→ **WHAT THE TASK ASKS**: Repeat each line of the material below exactly as it appears, minus any pictures.
:::::
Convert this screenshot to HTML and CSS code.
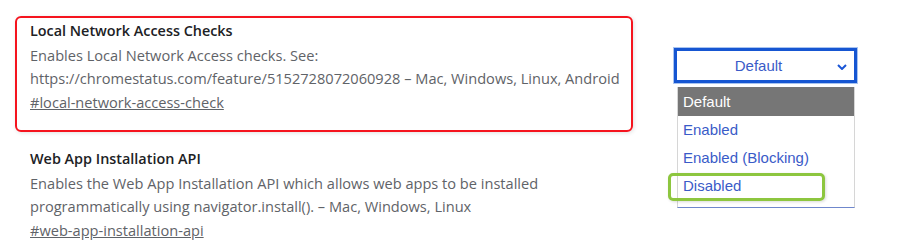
FILE: index.html
```html
<!DOCTYPE html>
<html lang="en">

<head>
    <meta charset="UTF-8">
    <title>Experiments</title>
    <link rel="stylesheet" href="styles.css">
</head>

<body>
    <div class="page">
        <div class="flags">
            <div class="flag highlighted">
                <h3 class="flag-name">Local Network Access Checks</h3>
                <p class="flag-desc">Enables Local Network Access checks. See:<br>https://chromestatus.com/feature/5152728072060928 – Mac, Windows, Linux, Android</p>
                <a class="flag-link" href="#local-network-access-check">#local-network-access-check</a>
            </div>

            <div class="flag">
                <h3 class="flag-name">Web App Installation API</h3>
                <p class="flag-desc">Enables the Web App Installation API which allows web apps to be installed<br>programmatically using navigator.install(). – Mac, Windows, Linux</p>
                <a class="flag-link" href="#web-app-installation-api">#web-app-installation-api</a>
            </div>
        </div>

        <div class="control">
            <div class="select">
                <span>Default</span>
                <svg class="chevron" width="10" height="6" viewBox="0 0 10 6">
                    <path d="M1 1l4 4 4-4" fill="none" stroke="#1a56d6" stroke-width="2"/>
                </svg>
            </div>
            <ul class="options">
                <li class="selected">Default</li>
                <li>Enabled</li>
                <li>Enabled (Blocking)</li>
                <li>Disabled</li>
            </ul>
            <div class="mark"></div>
        </div>
    </div>
</body>

</html>
```

FILE: styles.css
```css
body {
    margin: 0;
    background: #fff;
    font-family: "Open Sans", "Noto Sans", sans-serif;
}

.page {
    display: flex;
    padding: 16px 0 0 15px;
}

.flags {
    width: 618px;
    flex-shrink: 0;
}

.flag {
    padding: 3px 15px 0 15px;
}

.flag.highlighted {
    padding: 3px 13px 0 13px;
    border: 2px solid #f5141e;
    border-radius: 6px;
    box-shadow: 1px 1px 4px rgba(0, 0, 0, 0.12);
    box-sizing: border-box;
    height: 116px;
    margin-bottom: 14px;
}

.flag-name {
    margin: 0;
    font-size: 14.4px;
    font-weight: 600;
    line-height: 20px;
    color: #202124;
}

.flag-desc {
    margin: 3px 0 0 0;
    font-size: 14.6px;
    line-height: 23px;
    color: #5f6368;
    white-space: nowrap;
}

.flag-link {
    display: inline-block;
    margin-top: 2px;
    font-size: 14.6px;
    line-height: 20px;
    color: #5f6368;
}

.control {
    position: relative;
    margin-left: 41px;
    margin-top: 32px;
}

.select {
    width: 183px;
    height: 35px;
    box-sizing: border-box;
    border: 3px solid #1656d2;
    box-shadow: 0 0 0 1px #a9c4f0;
    padding-right: 14px;
    display: flex;
    align-items: center;
    justify-content: center;
    position: relative;
    font-family: "Liberation Sans", Arial, sans-serif;
    font-size: 15px;
    color: #3a5bc8;
}

.chevron {
    position: absolute;
    right: 7px;
    top: 13px;
}

.options {
    position: absolute;
    top: 39px;
    left: 3px;
    width: 178px;
    height: 121px;
    box-sizing: border-box;
    margin: 0;
    padding: 0;
    list-style: none;
    background: #fff;
    border: 1px solid #d6d6d6;
    border-bottom-color: #6f87cc;
    border-top: none;
    font-family: "Liberation Sans", Arial, sans-serif;
    font-size: 15px;
    color: #3a5bc8;
}

.options li {
    height: 28px;
    line-height: 28px;
    padding-left: 5px;
}

.options li.selected {
    height: 29px;
    line-height: 29px;
    background: #767676;
    color: #fff;
}

.mark {
    position: absolute;
    left: -6px;
    top: 125px;
    width: 157px;
    height: 28px;
    box-sizing: border-box;
    border: 3px solid #8dc63f;
    border-radius: 5px;
    box-shadow: 1px 1px 3px rgba(0, 0, 0, 0.15);
}
```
:::::
→ **FINISHED ANSWER**:
Convert this screenshot to HTML and CSS code.
FILE: index.html
```html
<!DOCTYPE html>
<html lang="en">

<head>
    <meta charset="UTF-8">
    <title>Experiments</title>
    <link rel="stylesheet" href="styles.css">
</head>

<body>
    <div class="page">
        <div class="flags">
            <div class="flag highlighted">
                <h3 class="flag-name">Local Network Access Checks</h3>
                <p class="flag-desc">Enables Local Network Access checks. See:<br>https://chromestatus.com/feature/5152728072060928 – Mac, Windows, Linux, Android</p>
                <a class="flag-link" href="#local-network-access-check">#local-network-access-check</a>
            </div>

            <div class="flag">
                <h3 class="flag-name">Web App Installation API</h3>
                <p class="flag-desc">Enables the Web App Installation API which allows web apps to be installed<br>programmatically using navigator.install(). – Mac, Windows, Linux</p>
                <a class="flag-link" href="#web-app-installation-api">#web-app-installation-api</a>
            </div>
        </div>

        <div class="control">
            <div class="select">
                <span>Default</span>
                <svg class="chevron" width="10" height="6" viewBox="0 0 10 6">
                    <path d="M1 1l4 4 4-4" fill="none" stroke="#1a56d6" stroke-width="2"/>
                </svg>
            </div>
            <ul class="options">
                <li class="selected">Default</li>
                <li>Enabled</li>
                <li>Enabled (Blocking)</li>
                <li>Disabled</li>
            </ul>
            <div class="mark"></div>
        </div>
    </div>
</body>

</html>
```

FILE: styles.css
```css
body {
    margin: 0;
    background: #fff;
    font-family: "Open Sans", "Noto Sans", sans-serif;
}

.page {
    display: flex;
    padding: 16px 0 0 15px;
}

.flags {
    width: 618px;
    flex-shrink: 0;
}

.flag {
    padding: 3px 15px 0 15px;
}

.flag.highlighted {
    padding: 3px 13px 0 13px;
    border: 2px solid #f5141e;
    border-radius: 6px;
    box-shadow: 1px 1px 4px rgba(0, 0, 0, 0.12);
    box-sizing: border-box;
    height: 116px;
    margin-bottom: 14px;
}

.flag-name {
    margin: 0;
    font-size: 14.4px;
    font-weight: 600;
    line-height: 20px;
    color: #202124;
}

.flag-desc {
    margin: 3px 0 0 0;
    font-size: 14.6px;
    line-height: 23px;
    color: #5f6368;
    white-space: nowrap;
}

.flag-link {
    display: inline-block;
    margin-top: 2px;
    font-size: 14.6px;
    line-height: 20px;
    color: #5f6368;
}

.control {
    position: relative;
    margin-left: 41px;
    margin-top: 32px;
}

.select {
    width: 183px;
    height: 35px;
    box-sizing: border-box;
    border: 3px solid #1656d2;
    box-shadow: 0 0 0 1px #a9c4f0;
    padding-right: 14px;
    display: flex;
    align-items: center;
    justify-content: center;
    position: relative;
    font-family: "Liberation Sans", Arial, sans-serif;
    font-size: 15px;
    color: #3a5bc8;
}

.chevron {
    position: absolute;
    right: 7px;
    top: 13px;
}

.options {
    position: absolute;
    top: 39px;
    left: 3px;
    width: 178px;
    height: 121px;
    box-sizing: border-box;
    margin: 0;
    padding: 0;
    list-style: none;
    background: #fff;
    border: 1px solid #d6d6d6;
    border-bottom-color: #6f87cc;
    border-top: none;
    font-family: "Liberation Sans", Arial, sans-serif;
    font-size: 15px;
    color: #3a5bc8;
}

.options li {
    height: 28px;
    line-height: 28px;
    padding-left: 5px;
}

.options li.selected {
    height: 29px;
    line-height: 29px;
    background: #767676;
    color: #fff;
}

.mark {
    position: absolute;
    left: -6px;
    top: 125px;
    width: 157px;
    height: 28px;
    box-sizing: border-box;
    border: 3px solid #8dc63f;
    border-radius: 5px;
    box-shadow: 1px 1px 3px rgba(0, 0, 0, 0.15);
}
```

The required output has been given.